As he outlined his story, Tumulty spoke with the flushed, excited air of a little boy enchanted with his own ideas, preposterous as they seemed to Tess. It wasn’t the concept of time travel via head injury that seemed most problematic to Tess, but the idea of a story centered on a steelworker in twenty-first-century Baltimore. Hadn’t these guys driven past the ghost town that was Sparrows Point? Didn’t they know that Bethlehem Steel had been sold and scavenged for its parts, leaving its retirees without so much as medical benefits or adequate pensions?
“Sounds like Quantum Leap meets Red Baker by way of The Dancing Cavalier,” she offered.
“I know Quantum Leap,” Tumulty said, his manner stiff, as if she had insulted him. “This is nothing like that. The other things you mentioned…”
He paused, and she realized that he would not admit not knowing something, but he would leave a space if she wanted to fill in the gaps in his knowledge.
“Red Baker is one of the seminal works of Baltimore fiction. It’s about a laid-off steelworker. Back in the 80s.”
Tumulty turned to the young woman. “Make a note on that, Greer. We might want to option it, if it’s available.”

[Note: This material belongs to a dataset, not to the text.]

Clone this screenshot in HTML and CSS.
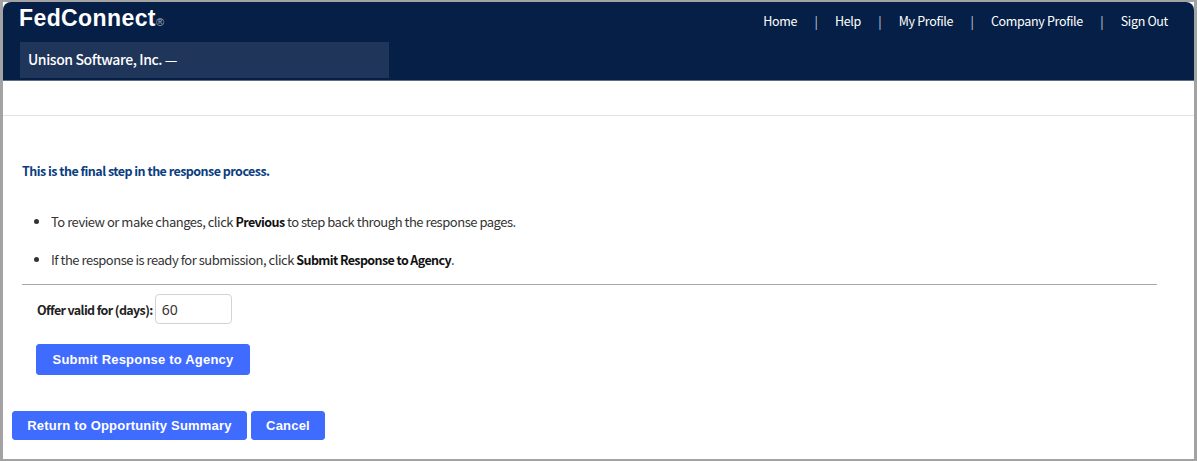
FILE: index.html
```html
<!DOCTYPE html>
<html lang="en">
<head>
<meta charset="utf-8">
<title>FedConnect</title>
<link rel="stylesheet" href="styles.css">
</head>
<body>
<div class="frame">
  <header class="header">
    <div class="brand-col">
      <div class="logo">FedConnect<span class="reg">®</span></div>
      <div class="company">Unison Software, Inc. —</div>
    </div>
    <nav class="nav">
      <a>Home</a><span class="sep">|</span>
      <a>Help</a><span class="sep">|</span>
      <a>My Profile</a><span class="sep">|</span>
      <a>Company Profile</a><span class="sep">|</span>
      <a>Sign Out</a>
    </nav>
  </header>
  <div class="subbar"></div>
  <main class="content">
    <p class="lead">This is the final step in the response process.</p>
    <ul class="steps">
      <li>To review or make changes, click <b>Previous</b> to step back through the response pages.</li>
      <li>If the response is ready for submission, click <b>Submit Response to Agency</b>.</li>
    </ul>
    <div class="form">
      <div class="offer">
        <label class="offer-label" for="days">Offer valid for (days):</label>
        <input class="offer-input" id="days" type="text" value="60">
      </div>
      <button class="btn btn-submit" type="button">Submit Response to Agency</button>
    </div>
    <div class="actions">
      <button class="btn btn-return" type="button">Return to Opportunity Summary</button>
      <button class="btn btn-cancel" type="button">Cancel</button>
    </div>
  </main>
</div>
</body>
</html>
```
FILE: styles.css
```css
* { box-sizing: border-box; }
html, body { margin: 0; padding: 0; height: 100%; background: #a3a3a3; }
body { font-family: "Noto Sans CJK SC", "Noto Sans", sans-serif; font-size: 14px; color: #222; overflow: hidden; }
.frame { width: 1197px; height: 461px; border: solid #a3a3a3; border-width: 2px 3px 2px 3px; background: #fff; overflow: hidden; }
.header { height: 79px; background: #051f47; border-bottom: 1px solid #5d6f88; border-radius: 8px 8px 0 0; display: flex; justify-content: space-between; align-items: flex-start; }
.brand-col { padding-left: 17px; }
.logo { height: 40px; margin-left: -1px; font-family: "Liberation Sans", Arial, sans-serif; font-weight: 700; font-size: 23px; line-height: 32px; letter-spacing: 0.4px; color: #fff; white-space: nowrap; }
.reg { font-size: 11px; font-weight: 400; color: #a9b2bf; letter-spacing: 0; margin-left: 0; }
.company { width: 369px; height: 36px; padding-left: 8px; background: #20355a; color: #fff; font-weight: 500; font-size: 14px; line-height: 35px; letter-spacing: -0.4px; white-space: nowrap; }
.nav { display: flex; align-items: center; height: 37px; padding-right: 26px; color: #fff; font-size: 12.5px; letter-spacing: -0.33px; white-space: nowrap; }
.nav a { color: #fff; }
.sep { margin: 0 17.4px; color: #c8d3e0; }
.subbar { height: 35px; border-bottom: 1px solid #e3e3e3; }
.content { padding: 0 0 0 19px; }
.lead { margin: 45px 0 0; height: 20px; line-height: 20px; font-size: 12.5px; font-weight: 700; letter-spacing: -0.53px; color: #0a3d80; }
.steps { margin: 31px 0 0; padding: 0 0 0 29px; width: 1135px; height: 73px; border-bottom: 1px solid #a8a8a8; list-style: disc; }
.steps li { height: 38px; line-height: 20px; font-size: 13px; letter-spacing: -0.48px; color: #333; }
.steps b { font-size: 12.5px; font-weight: 700; letter-spacing: -0.6px; color: #111; }
.form { padding-left: 14px; }
.offer { display: flex; align-items: center; gap: 2px; margin-top: 9px; height: 30px; }
.offer-label { font-size: 12.5px; font-weight: 700; letter-spacing: -0.63px; margin-left: 1px; color: #222; }
.offer-input { width: 77px; height: 30px; border: 1px solid #ced4da; border-radius: 4px; padding: 0 6px; font-family: "Noto Sans", sans-serif; font-size: 14px; color: #333; background: #fff; }
.btn { display: block; border: 1px solid #3f6bff; border-radius: 3px; background: #3f6bff; color: #fff; font-family: "Liberation Sans", Arial, sans-serif; font-weight: 700; font-size: 13px; padding: 0; white-space: nowrap; letter-spacing: 0.2px; }
.btn-submit { width: 214px; height: 31px; margin-top: 20px; }
.actions { display: flex; gap: 4px; margin: 36px 0 0 -10px; }
.btn-return { width: 235px; height: 29px; }
.btn-cancel { width: 74px; height: 29px; }
```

Greer promptly began to scribble on her clipboard. Short and a little top-heavy, she was a pretty girl, although she seemed to be playing down her looks. Her dark hair was slicked back in a tight, unbecoming ponytail, her clothes frumpier than they needed to be. She had lovely hands, though, with a perfect French manicure, a fitting showcase for the ring, which she had turned back around at some point.
Tess asked: “You mean you’d make Red Baker, too?”
“No, but we like to hold the options on similar projects, so they don’t beat us out of the gate.”
“That seems a little… unsporting.”
“Common practice. What’s the other one you mentioned?”
“The Dancing Cavalier?” Tess could forgive Tumulty’s ignorance of literature, but shouldn’t this son of a famous director, born and bred in Los Angeles, recognize a reference to one of the greatest movie musicals ever made? “It’s the film within the film of Singin’ in the Rain. Remember? They salvage the footage from the disastrous attempt at a talkie and recast it as a musical in which a young man travels back in time.”
“Right. Of course. Well, ours is much more meta. It’s sort of like what Sofia was going for.”